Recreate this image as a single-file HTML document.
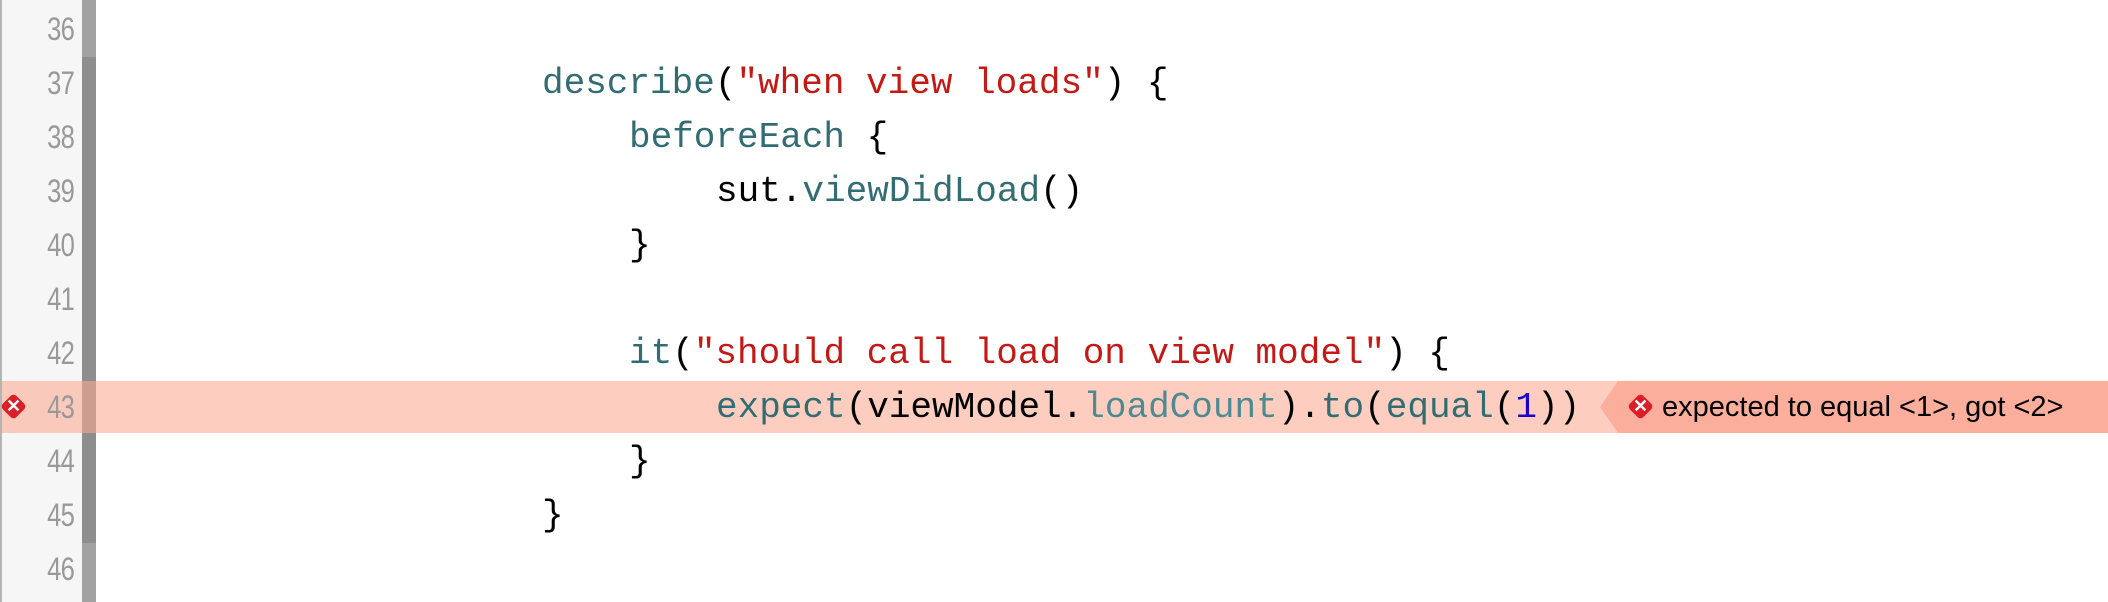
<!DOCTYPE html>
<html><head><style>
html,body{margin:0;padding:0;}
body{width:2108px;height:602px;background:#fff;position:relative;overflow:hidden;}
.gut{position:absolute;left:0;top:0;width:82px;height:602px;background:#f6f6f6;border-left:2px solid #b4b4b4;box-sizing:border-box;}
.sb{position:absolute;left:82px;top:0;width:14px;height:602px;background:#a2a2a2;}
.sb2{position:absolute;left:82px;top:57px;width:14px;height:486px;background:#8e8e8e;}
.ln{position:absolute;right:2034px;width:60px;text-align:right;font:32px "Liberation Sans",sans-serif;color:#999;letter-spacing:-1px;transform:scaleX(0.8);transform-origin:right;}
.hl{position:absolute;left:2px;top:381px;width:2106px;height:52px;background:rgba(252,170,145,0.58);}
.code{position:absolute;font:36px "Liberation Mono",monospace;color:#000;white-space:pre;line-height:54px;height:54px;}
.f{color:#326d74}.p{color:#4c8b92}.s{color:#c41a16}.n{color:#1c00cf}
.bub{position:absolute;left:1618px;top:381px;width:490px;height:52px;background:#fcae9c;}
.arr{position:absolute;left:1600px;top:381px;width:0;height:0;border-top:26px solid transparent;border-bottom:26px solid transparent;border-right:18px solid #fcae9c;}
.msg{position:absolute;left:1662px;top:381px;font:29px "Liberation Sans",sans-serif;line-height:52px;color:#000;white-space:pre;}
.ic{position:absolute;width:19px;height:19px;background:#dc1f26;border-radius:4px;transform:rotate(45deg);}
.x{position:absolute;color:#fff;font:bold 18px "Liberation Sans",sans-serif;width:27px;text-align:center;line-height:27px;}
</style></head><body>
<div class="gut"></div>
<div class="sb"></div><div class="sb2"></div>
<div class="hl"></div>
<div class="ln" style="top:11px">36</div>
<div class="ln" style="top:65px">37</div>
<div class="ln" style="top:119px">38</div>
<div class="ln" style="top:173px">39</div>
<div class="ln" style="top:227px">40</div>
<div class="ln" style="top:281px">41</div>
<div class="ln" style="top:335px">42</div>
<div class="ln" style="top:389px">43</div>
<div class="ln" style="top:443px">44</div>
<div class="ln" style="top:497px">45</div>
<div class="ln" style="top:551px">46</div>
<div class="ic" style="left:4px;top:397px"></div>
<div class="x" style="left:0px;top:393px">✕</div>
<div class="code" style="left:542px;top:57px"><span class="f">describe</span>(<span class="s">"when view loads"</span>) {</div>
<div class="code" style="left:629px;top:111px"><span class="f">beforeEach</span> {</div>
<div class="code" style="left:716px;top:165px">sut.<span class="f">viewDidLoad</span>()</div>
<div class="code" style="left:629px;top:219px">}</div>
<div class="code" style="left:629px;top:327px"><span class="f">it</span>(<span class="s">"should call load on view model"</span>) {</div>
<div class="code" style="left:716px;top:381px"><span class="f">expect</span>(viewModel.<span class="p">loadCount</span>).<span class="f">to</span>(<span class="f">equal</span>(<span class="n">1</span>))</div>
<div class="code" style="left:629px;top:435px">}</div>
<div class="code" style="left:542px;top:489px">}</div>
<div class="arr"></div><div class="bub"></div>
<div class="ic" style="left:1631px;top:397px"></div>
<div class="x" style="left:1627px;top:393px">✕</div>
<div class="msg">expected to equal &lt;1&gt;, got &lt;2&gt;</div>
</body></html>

### TASK REQUIREMENTS
Reproduce the material above in full, exactly, with no images.

### FINISHED TASK
Recreate this image as a single-file HTML document.
<!DOCTYPE html>
<html><head><style>
html,body{margin:0;padding:0;}
body{width:2108px;height:602px;background:#fff;position:relative;overflow:hidden;}
.gut{position:absolute;left:0;top:0;width:82px;height:602px;background:#f6f6f6;border-left:2px solid #b4b4b4;box-sizing:border-box;}
.sb{position:absolute;left:82px;top:0;width:14px;height:602px;background:#a2a2a2;}
.sb2{position:absolute;left:82px;top:57px;width:14px;height:486px;background:#8e8e8e;}
.ln{position:absolute;right:2034px;width:60px;text-align:right;font:32px "Liberation Sans",sans-serif;color:#999;letter-spacing:-1px;transform:scaleX(0.8);transform-origin:right;}
.hl{position:absolute;left:2px;top:381px;width:2106px;height:52px;background:rgba(252,170,145,0.58);}
.code{position:absolute;font:36px "Liberation Mono",monospace;color:#000;white-space:pre;line-height:54px;height:54px;}
.f{color:#326d74}.p{color:#4c8b92}.s{color:#c41a16}.n{color:#1c00cf}
.bub{position:absolute;left:1618px;top:381px;width:490px;height:52px;background:#fcae9c;}
.arr{position:absolute;left:1600px;top:381px;width:0;height:0;border-top:26px solid transparent;border-bottom:26px solid transparent;border-right:18px solid #fcae9c;}
.msg{position:absolute;left:1662px;top:381px;font:29px "Liberation Sans",sans-serif;line-height:52px;color:#000;white-space:pre;}
.ic{position:absolute;width:19px;height:19px;background:#dc1f26;border-radius:4px;transform:rotate(45deg);}
.x{position:absolute;color:#fff;font:bold 18px "Liberation Sans",sans-serif;width:27px;text-align:center;line-height:27px;}
</style></head><body>
<div class="gut"></div>
<div class="sb"></div><div class="sb2"></div>
<div class="hl"></div>
<div class="ln" style="top:11px">36</div>
<div class="ln" style="top:65px">37</div>
<div class="ln" style="top:119px">38</div>
<div class="ln" style="top:173px">39</div>
<div class="ln" style="top:227px">40</div>
<div class="ln" style="top:281px">41</div>
<div class="ln" style="top:335px">42</div>
<div class="ln" style="top:389px">43</div>
<div class="ln" style="top:443px">44</div>
<div class="ln" style="top:497px">45</div>
<div class="ln" style="top:551px">46</div>
<div class="ic" style="left:4px;top:397px"></div>
<div class="x" style="left:0px;top:393px">✕</div>
<div class="code" style="left:542px;top:57px"><span class="f">describe</span>(<span class="s">"when view loads"</span>) {</div>
<div class="code" style="left:629px;top:111px"><span class="f">beforeEach</span> {</div>
<div class="code" style="left:716px;top:165px">sut.<span class="f">viewDidLoad</span>()</div>
<div class="code" style="left:629px;top:219px">}</div>
<div class="code" style="left:629px;top:327px"><span class="f">it</span>(<span class="s">"should call load on view model"</span>) {</div>
<div class="code" style="left:716px;top:381px"><span class="f">expect</span>(viewModel.<span class="p">loadCount</span>).<span class="f">to</span>(<span class="f">equal</span>(<span class="n">1</span>))</div>
<div class="code" style="left:629px;top:435px">}</div>
<div class="code" style="left:542px;top:489px">}</div>
<div class="arr"></div><div class="bub"></div>
<div class="ic" style="left:1631px;top:397px"></div>
<div class="x" style="left:1627px;top:393px">✕</div>
<div class="msg">expected to equal &lt;1&gt;, got &lt;2&gt;</div>
</body></html>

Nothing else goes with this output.